Here they are in no particular order:

1. Cold Sassy Tree-Olive Ann Burns

2.On Writing-Stephen King

3.The Sea of Trolls-Nancy Farmer

4.Confederates in the Attic-Tony Horowitz

5. Hunters of the Dark Sea-Mel Odom

6. Dies the Fire-S.M. Stirling

7.The Song Reader-Lisa Tucker

8. A Patchwork Planet- Anne Tyler

9. A Game of Thrones-George R.R. Martin

10.Book Lust-Nancy Pearl


Honorable mentions:
The Long Rifle-Edward White (thanks muggle!)
Blue Like Jazz-Donald Miller
Prince Caspian-C.S. Lewis
Tales From the Turtle-ed. Piers Anthony
Dernyi Rising-Katherine Kurtz
 
Kookamoor said:
Ooo! Please start a thread! Is this the final book in the Obernewtyn chronicles, *FINALLY*????
I'm sorry to disappoint you, but no. These are the first two books in a different trilogy by Carmody (I'd post a link, but as she's quite obscure overseas, and this trilogy even more so, I can't find any good ones). The new one isn't out until about 2007, which means she would have been writing it for at least 6 years :mad:

Speaking of Obernewtyn, do you think that they are worth reading? I've heard from some that they are great, but from others that they are a bit simple and it's a bit too obvious that she was young when she wrote them, well the first at least.
 
These aren't in any particular order.

NF:
Pledged - Alexandra Robbins
Confederates in the Attic - Tony Horowitz (how shocked am I that I'm not the only one to list this)

F:
Small Island - Andrea Levy
The Picture of Dorian Gray - Oscar Wilde
The Shadow of the Wind - Carlos Ruiz Zafon
The Club Dumas - Arturo Perez-Reverte
The No. 1 Ladies Detective Agency - Alexander McCall Smith
Dress Your Family in Corduroy and Denim - David Sedaris
Sideways - Rex Pickett
Far From the Madding Crowd - Thomas Hardy
 
mehastings said:
These aren't in any particular order.

NF:
Pledged - Alexandra Robbins
Confederates in the Attic - Tony Horowitz (how shocked am I that I'm not the only one to list this)

F:
Small Island - Andrea Levy
The Picture of Dorian Gray - Oscar Wilde
The Shadow of the Wind - Carlos Ruiz Zafon
The Club Dumas - Arturo Perez-Reverte
The No. 1 Ladies Detective Agency - Alexander McCall Smith
Dress Your Family in Corduroy and Denim - David Sedaris
Sideways - Rex Pickett
Far From the Madding Crowd - Thomas Hardy



I'm reading No. 1 Ladies Detective Agency at the moment, and enjoying it very much.
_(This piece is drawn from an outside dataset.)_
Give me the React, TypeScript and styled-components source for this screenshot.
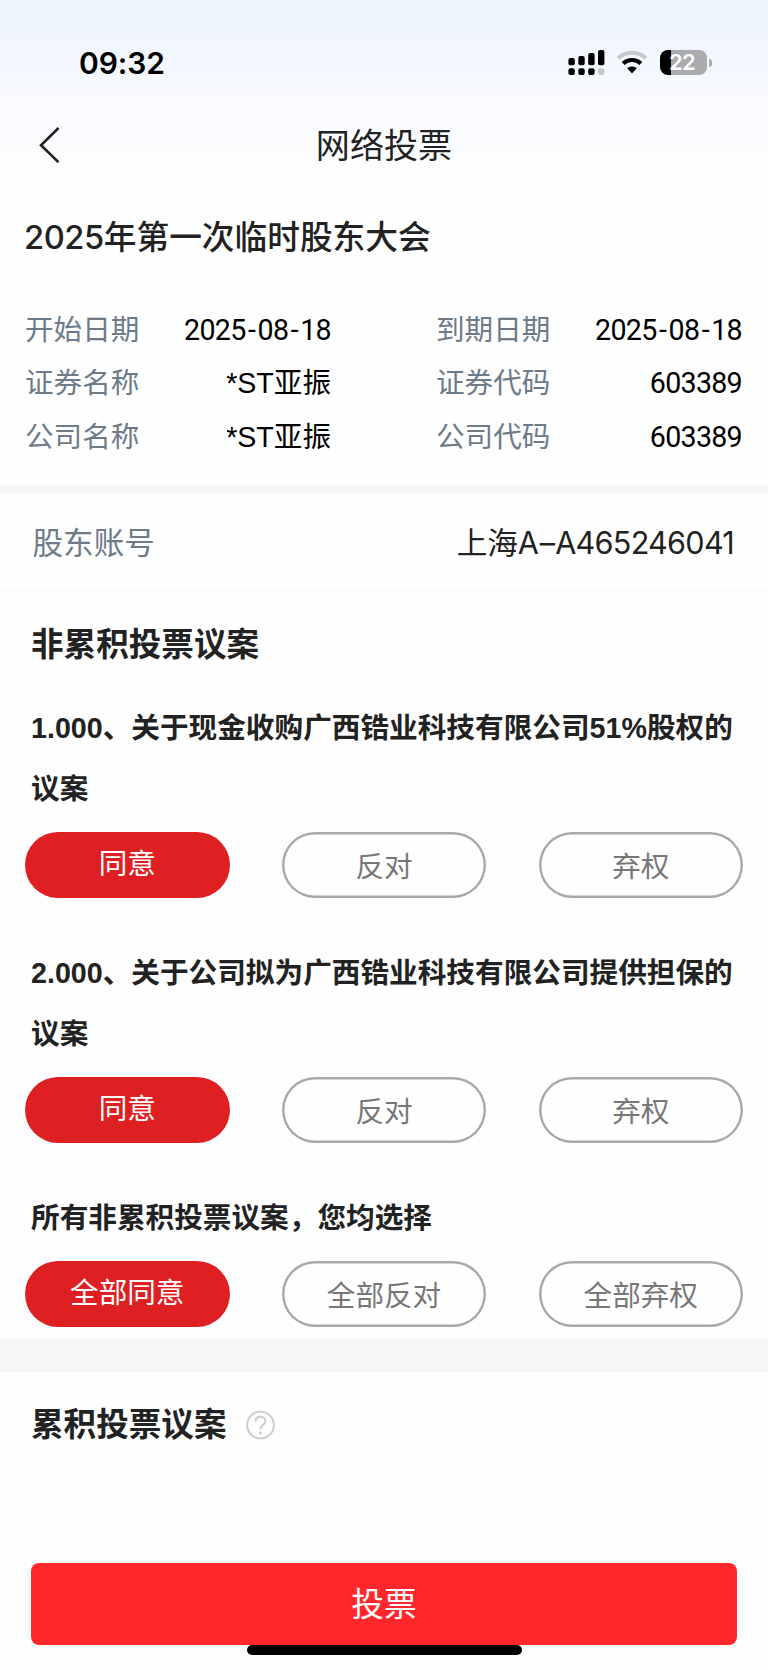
import React, { useState } from "react";
import styled, { createGlobalStyle } from "styled-components";

const cjk = `"Noto Sans CJK SC", sans-serif`;

const GlobalStyle = createGlobalStyle`
  * { box-sizing: border-box; }
  body {
    margin: 0;
    background: #fefefe;
    color: #222;
    font-family: "Liberation Sans", ${cjk};
  }
  button { font-family: inherit; cursor: pointer; }
`;

const Screen = styled.div`
  display: flex;
  flex-direction: column;
  width: 768px;
  height: 1670px;
  overflow: hidden;
  background: linear-gradient(180deg, #ecf4fe 0, #f1f6fe 40px, #f8faff 95px, #fefefe 185px);
`;

const StatusBar = styled.div`
  display: flex;
  align-items: center;
  justify-content: space-between;
  height: 105px;
  padding: 20px 56.5px 0 79px;
`;

const Clock = styled.span`
  font: 600 30px/36px Inter, sans-serif;
  letter-spacing: -0.1px;
  color: #000;
`;

const StatusIcons = styled.div`
  display: flex;
  align-items: center;
  svg { display: block; }
`;

const NavBar = styled.header`
  display: grid;
  grid-template-columns: 120px 1fr 120px;
  align-items: center;
  height: 80px;
`;

const BackButton = styled.button`
  display: flex;
  padding: 0 0 0 38px;
  border: 0;
  background: none;
`;

const NavTitle = styled.h1`
  margin: 0;
  padding-top: 2px;
  font-size: 34.1px;
  font-weight: 400;
  line-height: 40px;
  text-align: center;
`;

const MeetingTitle = styled.h2`
  margin: 0;
  padding-left: 24px;
  font: 500 32.7px/104px Inter, ${cjk};
`;

const MeetingYear = styled.span`
  letter-spacing: -0.45px;
`;

const InfoGrid = styled.dl`
  display: grid;
  grid-template-columns: 306px 306px;
  grid-auto-rows: 53.3px;
  column-gap: 105px;
  height: 196px;
  margin: 0;
  padding: 15px 25px 0;
`;

const InfoItem = styled.div`
  display: flex;
  justify-content: space-between;
  font-size: 28.6px;
  line-height: 53.3px;
`;

const InfoLabel = styled.dt`
  color: #6d7a87;
`;

const InfoValue = styled.dd<{ $numeric: boolean }>`
  margin: 0;
  color: #000;
  font-family: ${(p) => (p.$numeric ? "Roboto" : '"Liberation Sans"')}, ${cjk};
  letter-spacing: ${(p) => (p.$numeric ? "-0.7px" : "0")};
`;

const Dash = styled.span`
  padding: 0 2.4px;
`;

const Band = styled.div<{ $height: number }>`
  flex: none;
  height: ${(p) => p.$height}px;
  background: #f6f6f6;
`;

const AccountRow = styled.div`
  display: flex;
  justify-content: space-between;
  height: 98px;
  padding: 0 34px 0 32.5px;
  border-bottom: 1px solid #f5f5f5;
  font-size: 30.6px;
  line-height: 101px;
`;

const AccountLabel = styled.span`
  color: #6d7a87;
`;

const AccountValue = styled.span`
  font-family: Inter, ${cjk};
  font-weight: 400;
  line-height: 99px;
`;

const AccountNumber = styled.span`
  letter-spacing: -0.75px;
`;

const AccountDash = styled.span`
  padding: 0 1px 0 1.5px;
`;

const SectionHeading = styled.h3`
  display: flex;
  align-items: center;
  gap: 19.5px;
  height: 106px;
  margin: 0;
  padding: 1px 0 0 31px;
  font-size: 32.6px;
  font-weight: 700;
  line-height: 42px;
`;

const ProposalList = styled.div`
  padding-bottom: 12px;
`;

const Proposal = styled.section`
  & + & { margin-top: 44.3px; }
`;

const ProposalText = styled.p`
  margin: 0;
  padding: 0.6px 31px 0;
  font-size: 28.65px;
  font-weight: 700;
  line-height: 61px;
`;

const Choices = styled.div`
  display: grid;
  grid-template-columns: repeat(3, 204.5px);
  justify-content: space-between;
  margin-top: 12.1px;
  padding: 0 25px;
`;

const Choice = styled.button<{ $selected: boolean }>`
  height: 66px;
  padding: ${(p) => (p.$selected ? "0 0 1px" : "4px 0 0")};
  border: 0;
  border-radius: 33px;
  box-shadow: ${(p) => (p.$selected ? "none" : "inset 0 0 0 2.4px #a8a8a8")};
  background: ${(p) => (p.$selected ? "#df2022" : "transparent")};
  color: ${(p) => (p.$selected ? "#fff" : "#777")};
  font-size: 28.6px;
  line-height: 40px;
`;

const Footer = styled.footer`
  display: flex;
  flex-direction: column;
  align-items: center;
  margin-top: auto;
  padding: 0 31px 15.5px;
`;

const SubmitButton = styled.button`
  width: 706px;
  height: 81.5px;
  padding: 2px 0 0;
  border: 0;
  border-radius: 8px;
  background: #ff272b;
  color: #fff;
  font-size: 32.7px;
  line-height: 42px;
`;

const HomeIndicator = styled.div`
  width: 275px;
  height: 10px;
  border-radius: 5px;
  background: #000;
`;

const SignalIcon = () => (
  <svg width="37" height="26" viewBox="0 0 37 26">
    <rect x="0.4" y="8" width="6.4" height="7.3" rx="2" />
    <rect x="10.3" y="6" width="6.4" height="9.3" rx="2" />
    <rect x="20.2" y="3" width="6.4" height="12.3" rx="2" />
    <rect x="30" y="0" width="6.4" height="15.3" rx="2" />
    <rect x="0.4" y="18.2" width="6.4" height="6.8" rx="2" />
    <rect x="10.3" y="18.2" width="6.4" height="6.8" rx="2" />
    <rect x="20.2" y="18.2" width="6.4" height="6.8" rx="2" />
    <rect x="30" y="18.2" width="6.4" height="6.8" rx="2" fill="#c5c7cb" />
  </svg>
);

const WifiSvg = styled.svg`
  margin: 0 12px 0 11px;
`;

const WifiIcon = () => (
  <WifiSvg width="32" height="26" viewBox="0 0 32 26" fill="none">
    <path d="M2 8.2C9.8.9 22.2.9 30 8.2" stroke="#c5c7cb" strokeWidth="4" />
    <path d="M7.1 13.5c5-4.7 12.8-4.7 17.8 0" stroke="#000" strokeWidth="4.2" />
    <path d="M11.2 18.3c2.8-2.4 6.8-2.4 9.6 0L16 23.5z" fill="#000" />
  </WifiSvg>
);

const Battery = styled.div`
  display: flex;
  align-items: center;
  gap: 2px;
`;

const BatteryBody = styled.div`
  width: 47px;
  height: 25px;
  padding-left: 9.5px;
  border-radius: 8px;
  background: linear-gradient(90deg, #000 11px, #a9abaf 11px);
  color: #fff;
  font: 600 22px/25px Inter, sans-serif;
  letter-spacing: -0.8px;
`;

const BatteryTip = styled.div`
  width: 3px;
  height: 8px;
  border-radius: 0 4px 4px 0;
  background: #a9abaf;
`;

const BackIcon = () => (
  <svg width="22" height="36" viewBox="0 0 22 36" fill="none" stroke="#222" strokeWidth="2.6">
    <path d="M20.5 1L3 18.2l17.5 17" />
  </svg>
);

const HelpIcon = () => (
  <svg width="29" height="29" viewBox="0 0 29 29" fill="none" stroke="#ccc" strokeWidth="1.9">
    <circle cx="14.5" cy="14" r="13.4" />
    <path d="M9.5 10.8c0-3 2-5 5-5s5 1.9 5 4.5c0 3.3-5 3.7-5 7.9" />
    <circle cx="14.5" cy="22" r="1.5" fill="#ccc" stroke="none" />
  </svg>
);

const info = [
  ["开始日期", "2025-08-18"],
  ["到期日期", "2025-08-18"],
  ["证券名称", "*ST亚振"],
  ["证券代码", "603389"],
  ["公司名称", "*ST亚振"],
  ["公司代码", "603389"],
];

const proposals = [
  {
    text: "1.000、关于现金收购广西锆业科技有限公司51%股权的议案",
    options: ["同意", "反对", "弃权"],
  },
  {
    text: "2.000、关于公司拟为广西锆业科技有限公司提供担保的议案",
    options: ["同意", "反对", "弃权"],
  },
  {
    text: "所有非累积投票议案，您均选择",
    options: ["全部同意", "全部反对", "全部弃权"],
  },
];

const renderValue = (value: string) =>
  value.split("-").map((part, i) => (
    <React.Fragment key={i}>
      {i > 0 && <Dash>-</Dash>}
      {part}
    </React.Fragment>
  ));

export default function App() {
  const [votes, setVotes] = useState([0, 0, 0]);

  const choose = (proposal: number, option: number) =>
    setVotes((current) =>
      proposal === 2 ? [option, option, option] : current.map((v, i) => (i === proposal ? option : v))
    );

  return (
    <>
      <GlobalStyle />
      <Screen>
        <StatusBar>
          <Clock>09:32</Clock>
          <StatusIcons>
            <SignalIcon />
            <WifiIcon />
            <Battery>
              <BatteryBody>22</BatteryBody>
              <BatteryTip />
            </Battery>
          </StatusIcons>
        </StatusBar>
        <NavBar>
          <BackButton aria-label="返回">
            <BackIcon />
          </BackButton>
          <NavTitle>网络投票</NavTitle>
        </NavBar>
        <MeetingTitle>
          <MeetingYear>2025</MeetingYear>年第一次临时股东大会
        </MeetingTitle>
        <InfoGrid>
          {info.map(([label, value]) => (
            <InfoItem key={label}>
              <InfoLabel>{label}</InfoLabel>
              <InfoValue $numeric={/^\d/.test(value)}>{renderValue(value)}</InfoValue>
            </InfoItem>
          ))}
        </InfoGrid>
        <Band $height={8} />
        <AccountRow>
          <AccountLabel>股东账号</AccountLabel>
          <AccountValue>
            上海
            <AccountNumber>
              A<AccountDash>–</AccountDash>A465246041
            </AccountNumber>
          </AccountValue>
        </AccountRow>
        <SectionHeading>非累积投票议案</SectionHeading>
        <ProposalList>
          {proposals.map((proposal, p) => (
            <Proposal key={proposal.text}>
              <ProposalText>{proposal.text}</ProposalText>
              <Choices>
                {proposal.options.map((option, o) => (
                  <Choice key={option} $selected={votes[p] === o} onClick={() => choose(p, o)}>
                    {option}
                  </Choice>
                ))}
              </Choices>
            </Proposal>
          ))}
        </ProposalList>
        <Band $height={33} />
        <SectionHeading>
          累积投票议案
          <HelpIcon />
        </SectionHeading>
        <Footer>
          <SubmitButton>投票</SubmitButton>
          <HomeIndicator />
        </Footer>
      </Screen>
    </>
  );
}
It could go on my top of the year favorites too if there were room . What's funny, I tried it over a year ago and couldn't get past the first chapter. This time I pulled out my world atlas and did a background check on Botswana on the net. That helped a lot.
 
abecedarian said:
I'm reading No. 1 Ladies Detective Agency at the moment, and enjoying it very much. It could go on my top of the year favorites too if there were room . What's funny, I tried it over a year ago and couldn't get past the first chapter. This time I pulled out my world atlas and did a background check on Botswana on the net. That helped a lot.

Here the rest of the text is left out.